On a searing July morning I walk among rows of birds-of-paradise lining the pathways around the recently-renovated Victoria Public Hall, a stirring example of Romanesque architecture. It is not often that you interview an author at a place that also features in the opening pages of his debut novel.
Zhayynn James’s The Keeper of the Wells, published by Notion Press, is a centuries-spanning, continent-traversing family saga that opens a hundred years ago in colonial Madras, travels to Europe and returns to the city at a time when it was still an outpost of the Empire on the eve of the Second Anglo-Mysore War (1780-84). What strings this kaleidoscopic narrative — of European and Indian powers at play, the battle for the Carnatic, the lives of those at Fort St George and outside its ramparts — is the story of an Irishman John Nicholas, his descendants, and the legacy they were bequeathed by the East India Company for saving the inhabitants of the city from a cruel fate.
Zhayynn, a second-generation landscape architect and award-winning wildlife photographer who has been featured in National Geographic and BBC Wildlife Magazine, among others, was raised in Adambakkam on the outskirts of Chennai. “It was a childhood spent running wild among sparrows, frogs and trees, peppered with a robust dose of Anglo-Indian optimism,” says Zhayynn, who is an old boy of St Bede’s, Madras Christian College, and the University of New South Wales.
But all through those years, Zhayynn knew there was more to his family genealogy than just mixed race parentage. “My mother Marlene was a Nicholas and it was her parents who told me stories of an Irishman who saved Madras from the machinations of Hyder Ali and how we were descended from that stock. I’m the eighth generation. That story resurrected itself during family get-togethers and all the more during funerals when various Nicholases were constantly being introduced and identified. It was at my grand-aunt Kitty’s funeral that I discovered the inextricable link the Nicholas family shared with an old Madras neighbourhood — the Seven Wells.”

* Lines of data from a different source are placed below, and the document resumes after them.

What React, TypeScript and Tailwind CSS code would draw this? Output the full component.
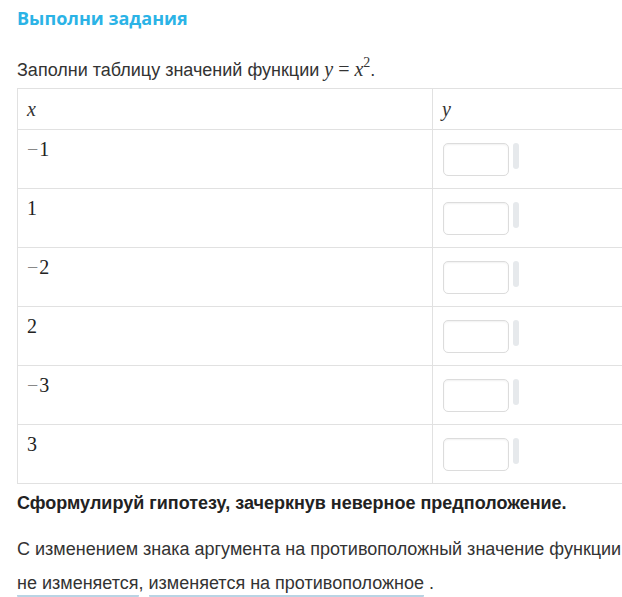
const rows = [
  { neg: true, n: "1" },
  { neg: false, n: "1" },
  { neg: true, n: "2" },
  { neg: false, n: "2" },
  { neg: true, n: "3" },
  { neg: false, n: "3" },
];

function MathNum({ neg, n }: { neg: boolean; n: string }) {
  return (
    <span className="font-['Liberation_Serif','DejaVu_Serif',serif] text-[20px] text-[#222]">
      {neg && <span className="mr-[1px] text-[#888]">−</span>}
      {n}
    </span>
  );
}

export default function App() {
  return (
    <div className="h-[597px] w-[622px] overflow-hidden bg-white font-['Liberation_Sans',Arial,sans-serif] text-[#333]">
      <div className="pl-[17px]">
        <h2 className="pt-[6px] font-['Open_Sans',sans-serif] text-[18px] font-bold leading-[24px] text-[#2bb3e6]">
          Выполни задания
        </h2>

        <p className="mt-[27px] text-[18px] leading-[24px]">
          Заполни таблицу значений функции{" "}
          <span className="font-['Liberation_Serif','DejaVu_Serif',serif] text-[20px]">
            <i>y</i> = <i>x</i>
            <span className="relative top-[-9px] text-[14px]">2</span>
          </span>
          .
        </p>

        <table className="mt-[4px] w-[660px] border-collapse">
          <thead>
            <tr className="h-[41px]">
              <td className="w-[415px] border border-[#e1e1e1] px-[9px] align-middle">
                <i className="font-['Liberation_Serif','DejaVu_Serif',serif] text-[20px] text-[#333]">x</i>
              </td>
              <td className="border border-[#e1e1e1] px-[9px] align-middle">
                <i className="font-['Liberation_Serif','DejaVu_Serif',serif] text-[20px] text-[#333]">y</i>
              </td>
            </tr>
          </thead>
          <tbody>
            {rows.map((r, i) => (
              <tr key={i} className="h-[59px]">
                <td className="border border-[#e1e1e1] px-[9px] pt-[7px] align-top leading-[24px]">
                  <MathNum neg={r.neg} n={r.n} />
                </td>
                <td className="border border-[#e1e1e1] pl-[10px] pt-[13px] align-top">
                  <div className="flex items-start gap-[4px]">
                    <div className="h-[33px] w-[66px] rounded-[5px] border border-[#dcdcdc] bg-white shadow-[inset_0_1px_2px_rgba(0,0,0,0.06)]" />
                    <div className="h-[26px] w-[6px] rounded-[3px] bg-[#e6e9ec]" />
                  </div>
                </td>
              </tr>
            ))}
          </tbody>
        </table>

        <p className="mt-[7px] text-[18px] font-bold leading-[24px] text-[#222]">
          Сформулируй гипотезу, зачеркнув неверное предположение.
        </p>

        <p className="mt-[22px] whitespace-nowrap text-[18px] leading-[24px]">
          С изменением знака аргумента на противоположный значение функции
        </p>
        <div className="mt-[11px] flex items-start text-[18px] leading-[22px]">
          <span className="inline-block rounded-[1px] border-b-2 border-solid border-[#b9d4e4] pb-[1px]">не изменяется</span>
          <span>,&nbsp;</span>
          <span className="inline-block rounded-[1px] border-b-2 border-solid border-[#b9d4e4] pb-[1px]">изменяется на противоположное</span>
          <span>&nbsp;.</span>
        </div>
      </div>
    </div>
  );
}
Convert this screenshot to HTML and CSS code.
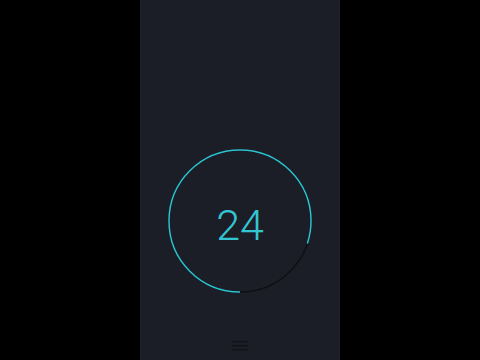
FILE: index.html
```html
<!DOCTYPE html>
<html>
<head>
<meta charset="utf-8">
<link rel="stylesheet" href="styles.css">
</head>
<body>
<div class="screen">
  <div class="timer">
    <svg class="ring" width="144" height="144" viewBox="0 0 144 144">
      <circle class="track" cx="72" cy="72" r="71"/>
      <circle class="progress" cx="72" cy="72" r="71" transform="rotate(90 72 72)"/>
    </svg>
    <div class="count">24</div>
  </div>
  <div class="menu">
    <svg width="16" height="10" viewBox="0 0 16 10">
      <rect x="0" y="0" width="16" height="1.4"/>
      <rect x="0" y="4" width="16" height="1.4"/>
      <rect x="0" y="8" width="16" height="1.4"/>
    </svg>
  </div>
</div>
</body>
</html>
```
FILE: styles.css
```css
html, body {
  margin: 0;
  padding: 0;
  background: #000;
  height: 100%;
}
.screen {
  width: 200px;
  height: 360px;
  margin: 0 auto;
  background: #1b1e26;
  border-left: 1px solid #21212b;
  border-right: 1px solid #21212b;
  display: flex;
  flex-direction: column;
  align-items: center;
  padding-bottom: 9px;
  box-sizing: border-box;
}
.timer {
  margin-top: 149px;
  display: grid;
  place-items: center;
}
.ring, .count {
  grid-area: 1 / 1;
}
.track {
  fill: none;
  stroke: #0e1015;
  stroke-width: 1.5;
}
.progress {
  fill: none;
  stroke: #2cc3d1;
  stroke-width: 1.5;
  stroke-dasharray: 356.9 446.1;
}
.count {
  font-family: Roboto, "Liberation Sans", sans-serif;
  font-weight: 300;
  font-size: 43px;
  color: #33c6d2;
  line-height: 1;
  padding-top: 8px;
}
.menu {
  margin-top: auto;
  display: flex;
}
.menu rect {
  fill: #0f1218;
}
```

The last custodian of the Seven Wells, Evelyn Nicholas, with his wife Millicent and their children Connie, Gwen and Harold in 1916 at the Seven Wells compound driveway.
| Photo Credit:
Courtesy Zhayynn James
When Zhayynn was in his twenties he realised that the distance between the older generation that remembered these stories, and his generation that struggles to remember it, was widening and that this legacy may not even be a footnote in the history of Chennai unless he did something about it.
Three serendipitous occurrences led him to write the book — the first was his meeting with that renowned old Madras hand and chronicler, S Muthiah, who pointed him in the direction of three books — HD Love’s Vestiges of Old Madras, JC Molony’s A Book of South India and his own Madras Rediscovered that historically mentioned the Nicholas family as the Custodians of the Seven Wells, a locality in North Madras where wells were sunk to supply fresh water to Fort St George, making it the first piped water supply in British India. The second was discovering the Nicholas square at the St Roque’s Cemetery in Washermanpet where generations of Nicholases had been buried and are still laid to rest. The third was Zhayynn’s wife Vaishali’s constant encouragement — she gifted him a DSLR so that he could pursue photography and kept him company while he researched on the family, pushing him to complete the book in time for his 50th birthday.
Zhayynn James, author of ‘The Keeper of the Wells’, speaks at the launch of the book at Victoria Public Hall. (From left) Historian V Sriram, publisher-filmmaker Harry MacLure, writer Ranjitha Ashok, and anchor Sujatha Giri.
| Photo Credit:
VELANKANNI RAJ B
At the launch of the book at Victoria Public Hall with a galaxy of panellists that included historian Sriram V, publisher-writer-filmmaker Harry MacLure and writer Ranjitha Ashok, with Sujatha Giri hosting the evening, Sriram spoke about “how important it is to have a book like this. Creating a romantic interest in history will draw more readers to it. From here they may go onto research but ‘faction’ (a portmanteau of fact and fiction) books such as these ignite the imagination. Nicholas, as per Molony, saved the water supply during ‘the stormy days of Hyder Ali’s conquest and was named Custodian of the Seven Wells’. Not just that, the title and emoluments that went with it were bestowed on the family for 125 years”.
While Harry underlined the Anglo-Indian contribution to India and Ranjitha drew attention to the incorporating of family moments within a historical framework, Zhayynn spoke of how after living with the story for decades he finally put pen to paper in October 2025 and finished the book in April this year.
Zhayyn says that a fascinating story that has been passed down generations is of how John Nicholas etched the map of a fort where he was held prisoner on his thumb nail. Influenced by the writings of Bernard Cornwell and Louis L’Amour who both wrote of swashbuckling heroes and damsels in distress, Zhayyn says he wove in a love story because “Madras was a cosmopolitan city even in the 1700s with its mix of Luso-Indians, British, Telugus and Tamils. Beyond the city on the brink of war I wanted a nuanced and layered love story”.

The book
| Photo Credit:
Zhayynn James
The book written at a racy pace but with a touch of old-world charm and a vocabulary that seems to have fallen off the map, has many descriptive scenarios worth remembering. The battle scenes are a masterclass in detail and atmosphere.
The book opens in a gentler time but its narrative energy comes from Zhayynn’s deep research — combing through church records with his mother in tow: at St Francis Xavier’s Church, Broadway, and St Mary’s Co-Cathedral, Armenian Street, research at the British Library, London, and trawling the Internet. “The oldest physical record was from the 1840s. I also am indebted to all the Nicholases, about 40-odd now, around the world. Nigel, a distant cousin, whom I discovered in the course of my research, willingly shared the information he had gathered. And I knew I was on the right track when every date mentioned matched with history. However, the Indian names of the people they married were just entered as Indo-Brit.”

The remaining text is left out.